* BEGIN DATA TO USE *

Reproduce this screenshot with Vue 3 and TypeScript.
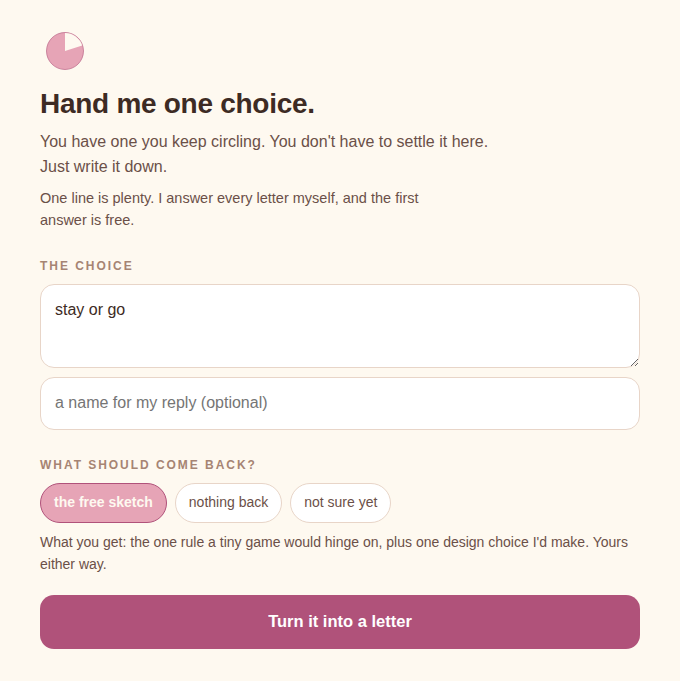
<script setup lang="ts">
import { ref } from 'vue'
const choice = ref('stay or go')
const name = ref('')
const options = ['the free sketch', 'nothing back', 'not sure yet']
const selected = ref('the free sketch')
</script>

<template>
  <main class="page">
    <svg class="logo" width="40" height="40" viewBox="0 0 40 40" aria-hidden="true">
      <circle cx="20" cy="20" r="18.5" fill="#e6a4b6" stroke="#b0527a" stroke-opacity="0.6" stroke-width="1" />
      <path d="M20 20 L20 2 A18 18 0 0 1 37.2 14.6 Z" fill="#fef9f0" />
    </svg>
    <h1 class="title">Hand me one choice.</h1>
    <p class="lead">You have one you keep circling. You don't have to settle it here.<br />Just write it down.</p>
    <p class="sub">One line is plenty. I answer every letter myself, and the first<br />answer is free.</p>

    <label class="label first" for="choice">THE CHOICE</label>
    <textarea id="choice" v-model="choice" class="field area"></textarea>
    <input v-model="name" class="field line" placeholder="a name for my reply (optional)" />

    <div class="label second">WHAT SHOULD COME BACK?</div>
    <div class="chips">
      <button
        v-for="o in options"
        :key="o"
        type="button"
        class="chip"
        :class="{ on: selected === o }"
        @click="selected = o"
      >{{ o }}</button>
    </div>
    <p class="note">What you get: the one rule a tiny game would hinge on, plus one design choice I'd make. Yours either way.</p>
    <button type="button" class="cta">Turn it into a letter</button>
  </main>
</template>

<style>
html, body { margin: 0; background: #fef9f0; }
</style>

<style scoped>
.page {
  box-sizing: border-box;
  width: 680px;
  height: 681px;
  padding: 31px 40px 0;
  background: #fef9f0;
  font-family: "Liberation Sans", Arial, sans-serif;
  color: #6b5048;
  display: flex;
  flex-direction: column;
  align-items: stretch;
}
.logo { display: block; margin-left: 5px; }
.title {
  margin: 16px 0 0;
  font-size: 28px;
  line-height: 34px;
  font-weight: 700;
  letter-spacing: -0.28px;
  color: #3d2b24;
}
.lead { margin: 8px 0 0; font-size: 16px; line-height: 25px; color: #6b5048; }
.sub { margin: 8px 0 0; font-size: 14.5px; line-height: 22px; color: #6b5048; }
.label {
  font-size: 12px;
  line-height: 14px;
  font-weight: 700;
  letter-spacing: 1.96px;
  color: #a68473;
}
.label.first { margin-top: 28px; }
.label.second { margin-top: 28px; }
.field {
  box-sizing: border-box;
  display: block;
  width: 600px;
  border: 1px solid #e8d5c8;
  border-radius: 14px;
  background: #fff;
  color: #3d2b24;
  font-family: inherit;
  font-size: 16px;
  outline: none;
}
.field::placeholder { color: #757575; opacity: 1; }
.area { margin-top: 11px; height: 84px; padding: 14px; line-height: 22px; resize: vertical; }
.line { margin-top: 9px; height: 53px; padding: 0 14px 1px; }
.chips { display: flex; gap: 8px; margin-top: 11px; }
.chip {
  box-sizing: border-box;
  height: 40px;
  padding: 0 13px 2px;
  border: 1px solid #e8d5c8;
  border-radius: 20px;
  background: #fff;
  color: #6b5048;
  font-family: inherit;
  font-size: 14px;
}
.chip.on {
  background: #e6a4b6;
  border-color: #b0527a;
  color: #fef9f0;
  font-weight: 700;
}
.note { margin: 8px 0 0; font-size: 14px; line-height: 22px; color: #6b5048; }
.cta {
  margin-top: 20px;
  height: 54px;
  padding: 0 0 2px;
  border: 0;
  border-radius: 14px;
  background: #b0527a;
  color: #fff;
  font-family: inherit;
  font-size: 16.5px;
  font-weight: 700;
}
</style>
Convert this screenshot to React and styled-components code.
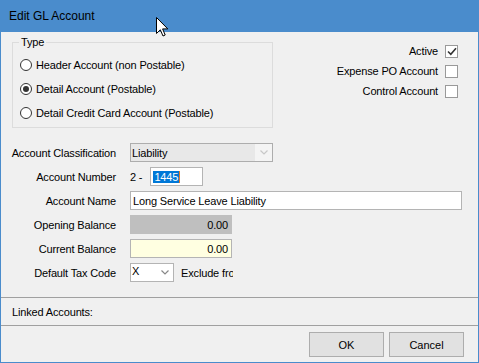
import React from "react";
import styled, { createGlobalStyle } from "styled-components";

const FONT = `"Liberation Sans", Arial, sans-serif`;

const GlobalStyle = createGlobalStyle`
  html, body {
    margin: 0;
    padding: 0;
    background: #ffffff;
  }
  * {
    box-sizing: border-box;
  }
`;

const Window = styled.div`
  width: 479px;
  height: 363px;
  display: flex;
  flex-direction: column;
  border: 1px solid #4a8ccc;
  border-top: none;
  background: #f0f0f0;
  font-family: ${FONT};
  font-size: 11px;
  letter-spacing: -0.15px;
  color: #000;
  position: relative;
  overflow: hidden;
`;

const TitleBar = styled.div`
  height: 32px;
  margin: 0 -1px;
  background: #4a8ccc;
  display: flex;
  align-items: center;
  padding-left: 9px;
  flex-shrink: 0;
  position: relative;
`;

const Title = styled.span`
  font-size: 12px;
  letter-spacing: 0;
  color: #000;
`;

const Cursor = styled.svg`
  position: absolute;
  left: 156px;
  top: 17px;
`;

const Content = styled.div`
  flex: 1;
  display: flex;
  flex-direction: column;
`;

const TopRow = styled.div`
  display: flex;
  justify-content: space-between;
  align-items: flex-start;
  padding-right: 20px;
`;

const TypeGroup = styled.fieldset`
  width: 261px;
  margin: 3px 0 0 11px;
  padding: 4px 0 2px 7px;
  border: 1px solid #dcdcdc;
  min-width: 0;
`;

const Legend = styled.legend`
  padding: 0 2px;
  margin-left: -1px;
  line-height: 14px;
  font-size: 11px;
`;

const RadioRow = styled.label`
  height: 24px;
  display: flex;
  align-items: center;
  gap: 4px;
`;

const RadioDot = styled.span`
  width: 12px;
  height: 12px;
  border-radius: 50%;
  border: 1px solid #333;
  background: #fff;
  display: flex;
  align-items: center;
  justify-content: center;
  &::after {
    content: "";
    width: 6px;
    height: 6px;
    border-radius: 50%;
    background: ${(p) => (p.checked ? "#333" : "transparent")};
  }
`;

const Flags = styled.div`
  margin-top: 9px;
  display: flex;
  flex-direction: column;
`;

const FlagRow = styled.label`
  height: 20px;
  display: flex;
  align-items: center;
  justify-content: flex-end;
  gap: 7px;
`;

const CheckBox = styled.span`
  width: 13px;
  height: 13px;
  border: 1px solid #999;
  background: #fff;
  display: flex;
  align-items: center;
  justify-content: center;
`;

const Form = styled.div`
  margin-top: 15px;
  display: grid;
  grid-template-columns: 115px 1fr;
  column-gap: 14px;
  row-gap: 5px;
  grid-auto-rows: 19px;
`;

const Label = styled.div`
  text-align: right;
  align-self: center;
  white-space: nowrap;
`;

const Field = styled.div`
  display: flex;
  align-items: center;
  gap: 8px;
`;

const Box = styled.div`
  width: ${(p) => p.w}px;
  height: 19px;
  border: 1px solid ${(p) => p.border || "#b4b4b4"};
  background: ${(p) => p.bg || "#fff"};
  display: flex;
  align-items: center;
  justify-content: ${(p) => (p.right ? "flex-end" : "flex-start")};
  padding: 0 3px 0 2px;
  white-space: nowrap;
  overflow: hidden;
`;

const SelectBox = styled.div`
  width: ${(p) => p.w}px;
  height: 19px;
  border: 1px solid ${(p) => (p.disabled ? "#adadad" : "#b4b4b4")};
  background: ${(p) => (p.disabled ? "#e8e8e8" : "#fff")};
  display: flex;
  align-items: ${(p) => (p.top ? "flex-start" : "center")};
  overflow: hidden;
`;

const SelectText = styled.span`
  flex: 1;
  padding-left: 1px;
  line-height: 14px;
`;

const Arrow = styled.span`
  width: 17px;
  align-self: stretch;
  display: flex;
  align-items: center;
  justify-content: center;
  background: ${(p) => (p.disabled ? "#f4f4f4" : "transparent")};
`;

const Prefix = styled.span`
  margin-left: 0;
`;

const Selected = styled.span`
  background: #0078d7;
  color: #fff;
  padding: 0 1px;
  border-right: 1px solid #e07a2a;
`;

const Clipped = styled.span`
  width: 52px;
  overflow: hidden;
  white-space: nowrap;
  margin-left: -1px;
`;

const Divider = styled.div`
  height: 1px;
  background: #a0a0a0;
  flex-shrink: 0;
`;

const LinkedBar = styled.div`
  height: 27px;
  display: flex;
  align-items: center;
  padding-left: 11px;
  flex-shrink: 0;
`;

const Footer = styled.div`
  height: 36px;
  display: flex;
  justify-content: flex-end;
  align-items: flex-start;
  gap: 5px;
  padding: 6px 14px 0 0;
  flex-shrink: 0;
`;

const Button = styled.button`
  width: 75px;
  height: 25px;
  border: 1px solid #adadad;
  background: #e1e1e1;
  font-family: ${FONT};
  font-size: 11px;
  color: #000;
  padding: 0;
`;

const Chevron = ({ color }) => (
  <svg width="8" height="5" viewBox="0 0 8 5">
    <path d="M0.5 0.5 L4 4 L7.5 0.5" fill="none" stroke={color} strokeWidth="1.2" />
  </svg>
);

const Check = () => (
  <svg width="10" height="9" viewBox="0 0 10 9">
    <path d="M1 4.5 L3.8 7.3 L9 1.2" fill="none" stroke="#333" strokeWidth="1.6" />
  </svg>
);

const radios = [
  { label: "Header Account (non Postable)", checked: false },
  { label: "Detail Account (Postable)", checked: true },
  { label: "Detail Credit Card Account (Postable)", checked: false },
];

const flags = [
  { label: "Active", checked: true },
  { label: "Expense PO Account", checked: false },
  { label: "Control Account", checked: false },
];

export default function App() {
  return (
    <>
      <GlobalStyle />
      <Window>
        <TitleBar>
          <Title>Edit GL Account</Title>
          <Cursor width="13" height="21" viewBox="0 0 13 21">
            <path
              d="M0.5 0.5 L0.5 16.5 L4.3 12.8 L7 19 L9.2 18 L6.6 11.9 L11.8 11.9 Z"
              fill="#fff"
              stroke="#000"
              strokeWidth="1"
              strokeLinejoin="miter"
            />
          </Cursor>
        </TitleBar>
        <Content>
          <TopRow>
            <TypeGroup>
              <Legend>Type</Legend>
              {radios.map((r) => (
                <RadioRow key={r.label}>
                  <RadioDot checked={r.checked} />
                  {r.label}
                </RadioRow>
              ))}
            </TypeGroup>
            <Flags>
              {flags.map((f) => (
                <FlagRow key={f.label}>
                  {f.label}
                  <CheckBox>{f.checked && <Check />}</CheckBox>
                </FlagRow>
              ))}
            </Flags>
          </TopRow>
          <Form>
            <Label>Account Classification</Label>
            <Field>
              <SelectBox w={143} disabled>
                <SelectText>Liability</SelectText>
                <Arrow disabled>
                  <Chevron color="#c8c8c8" />
                </Arrow>
              </SelectBox>
            </Field>

            <Label>Account Number</Label>
            <Field>
              <Prefix>2 -</Prefix>
              <Box w={53}>
                <Selected>1445</Selected>
              </Box>
            </Field>

            <Label>Account Name</Label>
            <Field>
              <Box w={332}>Long Service Leave Liability</Box>
            </Field>

            <Label>Opening Balance</Label>
            <Field>
              <Box w={102} bg="#bfbfbf" border="#bfbfbf" right>
                0.00
              </Box>
            </Field>

            <Label>Current Balance</Label>
            <Field>
              <Box w={102} bg="#ffffe1" right>
                0.00
              </Box>
            </Field>

            <Label>Default Tax Code</Label>
            <Field>
              <SelectBox w={44} top>
                <SelectText>X</SelectText>
                <Arrow>
                  <Chevron color="#888" />
                </Arrow>
              </SelectBox>
              <Clipped>Exclude from GST</Clipped>
            </Field>
          </Form>
        </Content>
        <Divider />
        <LinkedBar>Linked Accounts:</LinkedBar>
        <Divider />
        <Footer>
          <Button>OK</Button>
          <Button>Cancel</Button>
        </Footer>
      </Window>
    </>
  );
}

* END DATA TO USE *

» **TASK DETAILS**
Starting at the top of the listing above, reproduce each line up to and including the one with "first<br />answer is free.</p>"; omit the pictures.

» **OUTPUT OF THE TASK**
Reproduce this screenshot with Vue 3 and TypeScript.
<script setup lang="ts">
import { ref } from 'vue'
const choice = ref('stay or go')
const name = ref('')
const options = ['the free sketch', 'nothing back', 'not sure yet']
const selected = ref('the free sketch')
</script>

<template>
  <main class="page">
    <svg class="logo" width="40" height="40" viewBox="0 0 40 40" aria-hidden="true">
      <circle cx="20" cy="20" r="18.5" fill="#e6a4b6" stroke="#b0527a" stroke-opacity="0.6" stroke-width="1" />
      <path d="M20 20 L20 2 A18 18 0 0 1 37.2 14.6 Z" fill="#fef9f0" />
    </svg>
    <h1 class="title">Hand me one choice.</h1>
    <p class="lead">You have one you keep circling. You don't have to settle it here.<br />Just write it down.</p>
    <p class="sub">One line is plenty. I answer every letter myself, and the first<br />answer is free.</p>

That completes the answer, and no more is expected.